The book, published by Rizzoli, features a collection of black and white photographs of the L.A. skateboarding scene, shot by Ragazzi and an introduction written by Pharrell Williams. The launch took place in Paris at the former concept store named Colette.

This led to the creations of a brand where the fascination for American culture merges with the Italian perspective, inspiring collections composed of deconstructed and comfortable shapes with unexpected sartorial details. The release of the book in 2014 kicked off the first ready-to-wear collection (Fall-Winter 2015), with a Spring-Summer and a Fall-Winter collection subsequently released every year.

== Collaborations ==
In 2017, Palm Angels created a series of collaborations with brands such as Suicoke and Sundek.

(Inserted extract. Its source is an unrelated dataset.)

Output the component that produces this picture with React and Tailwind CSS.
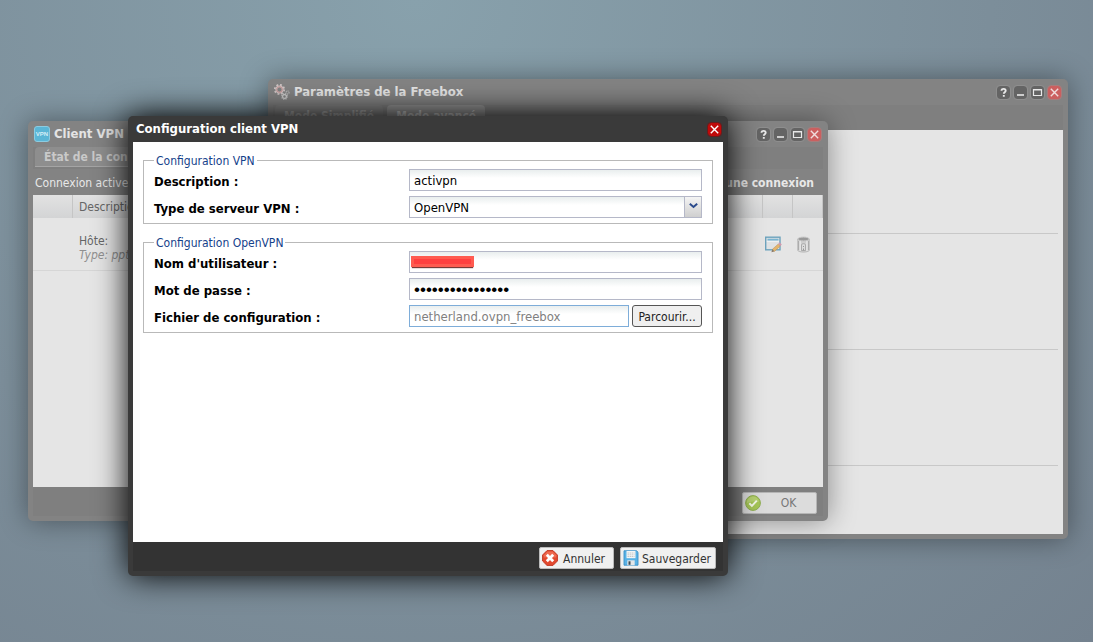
import clsx from 'clsx';

function GearsIcon() {
  return (
    <svg width="16" height="16" viewBox="0 0 16 16" fill="none" aria-hidden="true">
      <circle cx="5.500" cy="5.500" r="4.700" stroke="#d0c6c6" strokeWidth="1.800" strokeDasharray="1.850 1.840" />
      <circle cx="5.500" cy="5.500" r="3.200" stroke="#d3c8c8" strokeWidth="1.800" />
      <circle cx="5.500" cy="5.500" r="2.900" stroke="#c48d8d" strokeWidth=".9" />
      <circle cx="10.500" cy="12.500" r="2.800" stroke="#c2c2c2" strokeWidth="1.400" strokeDasharray="1.100 1.100" />
      <circle cx="10.500" cy="12.500" r="1.900" stroke="#cfcfcf" strokeWidth="1.200" />
      <circle cx="13.500" cy="8.500" r="1.500" stroke="#b4b4b4" strokeWidth="1.300" strokeDasharray="1 .6" />
    </svg>
  );
}

function VpnIcon() {
  return (
    <span className="flex h-4 w-4 items-center justify-center rounded-[3px] border border-[#8ccbe0] bg-[#5bb6d6] font-['Liberation_Sans',sans-serif] text-[6px] font-bold leading-none text-[#d5eef6]">
      VPN
    </span>
  );
}

const glyphs = {
  help: <path d="M4.500 4.800c0-2.600 4.200-2.600 4.200 0 0 1.400-1.900 1.500-1.900 3M6.800 9v1.700" stroke="currentColor" strokeWidth="1.900" />,
  minimize: <path d="M3 9h7" stroke="currentColor" strokeWidth="1.600" />,
  maximize: <path d="M2.500 3.500h8v6h-8zM2.500 4h8" stroke="currentColor" strokeWidth="1.200" />,
  close: <path d="M2.800 2.800l7.400 7.400M10.200 2.800l-7.400 7.400" stroke="currentColor" strokeWidth="1.400" />,
};

const toolLabels = { help: 'Aide', minimize: 'Réduire', maximize: 'Agrandir', close: 'Fermer' };

function Tool({ type, active }) {
  return (
    <button
      type="button"
      aria-label={toolLabels[type]}
      className={clsx(
        'h-[13px] w-[13px] rounded-[3px]',
        type !== 'close' && 'bg-[#646464] text-[#e8e8e8] outline outline-[#8e8e8e]',
        type === 'close' && !active && 'bg-[#cb5f5f] text-[#f0dcdc] outline outline-[#a87c7c]',
        type === 'close' && active && 'bg-[#c00a0a] text-white outline outline-[#6b1c1c]'
      )}
    >
      <svg width="13" height="13" viewBox="0 0 13 13" fill="none" aria-hidden="true">
        {glyphs[type]}
      </svg>
    </button>
  );
}

function Window({ title, icon, tools, active, className, children }) {
  return (
    <section
      className={clsx(
        'absolute rounded-[5px] px-[5px] pb-[5px]',
        active ? 'bg-[#3a3a3a] shadow-[0_0_32px_#000]' : 'bg-[#838383] shadow-[0_0_28px_rgba(0,0,0,0.4)]',
        className
      )}
    >
      <header className={clsx('flex h-[26px] items-center justify-between pr-[2px]', active ? 'pl-[3px]' : 'pl-px')}>
        <h2 className={clsx('flex items-center gap-1 text-[13px] font-bold', active ? 'text-white' : 'text-[#e4e4e4]')}>
          {icon}
          {title}
        </h2>
        <div className="flex gap-1">
          {tools.map((t) => (
            <Tool key={t} type={t} active={active} />
          ))}
        </div>
      </header>
      {children}
    </section>
  );
}

function SettingsWindow() {
  return (
    <Window
      title="Paramètres de la Freebox"
      icon={<GearsIcon />}
      tools={['help', 'minimize', 'maximize', 'close']}
      className="left-[268px] top-[79px] w-[800px]"
    >
      <div className="flex h-[25px] gap-1 bg-[#7f7f7f] pl-[2px] text-[12px] font-bold">
        <button type="button" className="h-[22px] rounded-t-[4px] bg-[#858585] px-[9px] text-[#a8a8a8]">Mode Simplifié</button>
        <button type="button" className="h-[22px] rounded-t-[4px] bg-[#959595] px-[9px] text-[#c4c4c4]">Mode avancé</button>
      </div>
      <div className="bg-[#e5e5e5] px-[5px] pb-[68px]">
        <div className="h-[104px] border-b border-[#c8c8c8]" />
        <div className="h-[116px] border-b border-[#c8c8c8]" />
        <div className="h-[116px] border-b border-[#c8c8c8]" />
      </div>
    </Window>
  );
}

function EditIcon() {
  return (
    <svg width="17" height="17" viewBox="0 0 17 17" fill="none" aria-hidden="true">
      <rect x=".7" y="1.200" width="14.300" height="12.600" fill="#dfe2e4" stroke="#6da3bd" strokeWidth="1.400" />
      <path d="M2.500 3.700h11" stroke="#79b4d0" strokeWidth="2" />
      <path d="M1.800 5.300h12.200" stroke="#f2f4f5" />
      <path d="M7.400 13.300l6-5.400 2 2.100-6 5.400z" fill="#e3b56c" stroke="#b98d53" strokeWidth=".5" />
      <path d="M13.300 7.900l1.300-1.600 2.200 2.100-1.500 1.600z" fill="#cf9ab0" />
      <path d="M7.400 13.300l-1 2.900 3-.8z" fill="#8a7a68" />
    </svg>
  );
}

function TrashIcon() {
  return (
    <svg width="13" height="17" viewBox="0 0 13 17" fill="none" aria-hidden="true">
      <path d="M.7 3h11.600v11.500c-1.800 2.200-9.800 2.200-11.600 0z" fill="#cfcfcf" stroke="#b0b0b0" strokeWidth=".7" />
      <path d="M3.200 5v10M9.900 5v10" stroke="#e6e6e6" strokeWidth="1.400" />
      <path d="M1.500 5v9M11.500 5v9" stroke="#a5a5a5" strokeWidth=".8" />
      <ellipse cx="6.500" cy="3" rx="5.600" ry="1.900" fill="#999" stroke="#c6c6c6" />
      <path d="M4.500 14.500V8.800c0-1.500 4-1.500 4 0v5.700z" fill="#dcdcdc" stroke="#a0a0a0" strokeWidth=".8" />
      <path d="M6.500 10v1M6.500 12.500v2" stroke="#999" />
    </svg>
  );
}

function OkIcon() {
  return (
    <svg width="16" height="16" viewBox="0 0 16 16" fill="none" aria-hidden="true">
      <circle cx="8" cy="8" r="7.400" fill="#a6c657" stroke="#8fae52" />
      <path d="M2 8a6 6 0 0 1 12-1c-4-1.500-8 0-12 1z" fill="#b7d272" />
      <path d="M4.300 8.200l2.600 2.700 4.900-5.300" stroke="#f5f8ea" strokeWidth="2" />
    </svg>
  );
}

function CancelIcon() {
  return (
    <svg width="16" height="16" viewBox="0 0 16 16" fill="none" aria-hidden="true">
      <path d="M5 .6h6L15.400 5v6L11 15.400H5L.6 11V5z" fill="#e2492f" stroke="#c33a25" strokeLinejoin="round" />
      <path d="M5.300 1.600h5.400L14.300 5.300v2.200H1.700V5.300z" fill="#ee6a50" />
      <path d="M4.800 4.800l6.400 6.400M11.200 4.800l-6.400 6.400" stroke="#fff" strokeWidth="2.800" />
    </svg>
  );
}

function SaveIcon() {
  return (
    <svg width="16" height="16" viewBox="0 0 16 16" fill="none" aria-hidden="true">
      <path d="M1 .8h12.600l1.400 1.400v13H1z" fill="#58b2e6" stroke="#3b8fc6" strokeWidth=".9" />
      <path d="M3.500 1h9v7.200h-9z" fill="#f3f5f6" />
      <path d="M4.500 3h7M4.500 4.800h7M4.500 6.500h7" stroke="#b9bcbe" strokeWidth=".8" strokeDasharray="1.500 .6" />
      <path d="M4.300 10.300h7.400v5H4.300z" fill="#e3e6e8" />
      <path d="M5.500 11.300h2v3.500h-2z" fill="#3c4a54" />
    </svg>
  );
}

function ClientWindow() {
  return (
    <Window
      title="Client VPN"
      icon={<VpnIcon />}
      tools={['help', 'minimize', 'maximize', 'close']}
      className="left-[28px] top-[121px] w-[800px]"
    >
      <div className="flex h-[22px] bg-[#7f7f7f] pl-[2px] text-[12px] font-bold">
        <button type="button" className="h-5 rounded-t-[4px] border-b border-[#a5a5a5] bg-[#8e8e8e] px-[9px] text-[#c9c9c9]">État de la connexion</button>
      </div>
      <div className="flex h-[26px] items-center justify-between pl-[2px] pr-[9px] pt-[2px] text-[12px] text-[#e8e8e8]">
        <span>Connexion active</span>
        <button type="button" className="font-bold">Ajouter une connexion</button>
      </div>
      <div className="h-[292px] bg-[#e5e5e5]">
        <table className="w-full table-fixed border-separate border-spacing-0 text-left text-[12px] text-[#666]">
          <thead>
            <tr className="h-[23px] bg-linear-to-b from-[#e2e2e2] to-[#d3d4d5]">
              <th className="w-10 border-r border-[#c5c5c5] p-0" />
              <th className="border-r border-[#c5c5c5] py-0 pl-[6px] font-normal">Description</th>
              <th className="w-[30px] border-r border-[#c5c5c5] p-0" />
              <th className="w-[30px] border-r border-[#c5c5c5] p-0" />
            </tr>
          </thead>
          <tbody>
            <tr className="h-[53px]">
              <td className="border-b border-[#d6d6d6]" />
              <td className="border-b border-[#d6d6d6] pl-[6px] pt-2 leading-[14px]">
                Hôte:
                <br />
                <em className="text-[#909090]">Type: pptp</em>
              </td>
              <td className="border-b border-[#d6d6d6] pl-[2px]">
                <button type="button" aria-label="Modifier" className="block"><EditIcon /></button>
              </td>
              <td className="border-b border-[#d6d6d6] pl-1">
                <button type="button" aria-label="Supprimer" className="block"><TrashIcon /></button>
              </td>
            </tr>
          </tbody>
        </table>
      </div>
      <footer className="flex h-[29px] items-center justify-end bg-[#7f7f7f] pr-[6px] pt-[2px]">
        <button type="button" className="flex h-[22px] w-[75px] items-center rounded-[2px] border border-[#b5b5b5] bg-[#dcdcdc] pl-[2px] text-[12px] text-[#777]">
          <OkIcon />
          <span className="grow pt-px text-center">OK</span>
        </button>
      </footer>
    </Window>
  );
}

function Field({ id, label, children }) {
  return (
    <div className="flex h-[22px] items-center">
      <label htmlFor={id} className="w-[255px] shrink-0 pt-[3px] text-[13px] font-bold text-black">{label} :</label>
      <div className="relative flex min-w-0 grow gap-[3px]">{children}</div>
    </div>
  );
}

const inputClass =
  'h-[22px] w-full min-w-0 appearance-none border bg-white bg-linear-to-b from-[#e9eeee] to-white to-[8px] px-1 pt-px outline-none';
const plainInput = clsx(inputClass, 'border-[#b5b8c8] text-[13px] text-black');

const buttonClass =
  'flex h-[22px] items-center rounded-[2px] border border-[#bbb] bg-[#f0f0f0] pl-[2px] text-[12px] text-[#333]';

function Group({ title, children }) {
  return (
    <fieldset className="min-w-0 border border-[#b9b9b9] px-[10px] pb-[5px]">
      <legend className="h-4 px-[2px] text-[12px] leading-[18px] text-[#15428b]">{title}</legend>
      <div className="flex flex-col gap-[5px] pt-px">{children}</div>
    </fieldset>
  );
}

function ConfigDialog() {
  return (
    <Window active title="Configuration client VPN" tools={['close']} className="left-[128px] top-[116px] w-[600px]">
      <form className="flex min-h-[400px] flex-col gap-[10px] bg-white p-[10px]">
        <Group title="Configuration VPN">
          <Field id="description" label="Description">
            <input id="description" type="text" defaultValue="activpn" className={plainInput} />
          </Field>
          <Field id="server-type" label="Type de serveur VPN">
            <select id="server-type" defaultValue="openvpn" className={plainInput}>
              <option value="openvpn">OpenVPN</option>
              <option value="pptp">PPTP</option>
            </select>
            <span className="pointer-events-none absolute inset-y-px right-px flex w-[17px] items-start justify-center border-l border-[#b5b8c8] bg-linear-to-b from-[#f4f4f4] to-[#cfcfcf] pt-[6px]">
              <svg width="9" height="6" viewBox="0 0 9 6" fill="none" aria-hidden="true">
                <path d="M.8.8l3.700 3.200L8.200.8" stroke="#2b4a8c" strokeWidth="2" />
              </svg>
            </span>
          </Field>
        </Group>
        <Group title="Configuration OpenVPN">
          <Field id="username" label="Nom d'utilisateur">
            <input id="username" type="text" className={plainInput} />
            <span className="pointer-events-none absolute left-[2px] top-[5px] h-[11px] w-[63px] border-[3px] border-[#ff5b50] bg-[#ff4040] shadow-[0_2px_1px_-1px_#7a3a38]" />
          </Field>
          <Field id="password" label="Mot de passe">
            <input
              id="password"
              type="password"
              defaultValue="motdepassevpn123"
              className={clsx(inputClass, "border-[#b5b8c8] font-['Liberation_Sans',sans-serif] text-[17px] text-black")}
            />
          </Field>
          <Field id="config-file" label="Fichier de configuration">
            <input
              id="config-file"
              type="text"
              readOnly
              value="netherland.ovpn_freebox"
              className={clsx(inputClass, 'border-[#7eadd9] text-[13px] text-[#808080]')}
            />
            <button type="button" className="h-[22px] w-[70px] shrink-0 rounded-[3px] border border-[#555] bg-[#efefef] pt-px text-[12px] text-[#222]">
              Parcourir...
            </button>
          </Field>
        </Group>
      </form>
      <footer className="flex h-[29px] items-center justify-end gap-[6px] bg-[#333] pr-[7px] pt-[3px]">
        <button type="button" className={clsx(buttonClass, 'gap-[5px] pr-2')}>
          <CancelIcon />
          <span className="pt-px">Annuler</span>
        </button>
        <button type="button" className={clsx(buttonClass, 'gap-[3px] pr-1')}>
          <SaveIcon />
          <span className="pt-px">Sauvegarder</span>
        </button>
      </footer>
    </Window>
  );
}

export default function App() {
  return (
    <main className="relative min-h-screen overflow-hidden bg-[#778692] bg-[radial-gradient(ellipse_at_38%_0%,#88a1ac_0%,#7c8e9a_60%,#74828f_100%)] font-['DejaVu_Sans_Condensed','Noto_Sans',sans-serif]">
      <SettingsWindow />
      <ClientWindow />
      <ConfigDialog />
    </main>
  );
}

In 2018, Palm Angels later teamed up with American brand, Vlone to design a small capsule of hoodies and also with Playboi Carti for a limited-edition capsule collection composed of tracksuits, t-shirts, a hoodie, and a denim jacket each emblazoned with a logo that reads “Palm Angels Die Punk”.

Soon after, Palm Angels launched its collaboration with BBC Ice Cream at The Webster NY and its first collaboration in the world of hotellerie with Setai Miami during Art Basel 2019. More recently, Palm Angels presented its Fall Winter 2020 collection in New York, unveiling the Palm Angles x C. & Clarks collaboration.

Palm Angels partnered with Haas F1 Team for the 2023 season, contributing to the design of the team's garages and race suits, as well as featuring their branding on the sides of their car's liveries.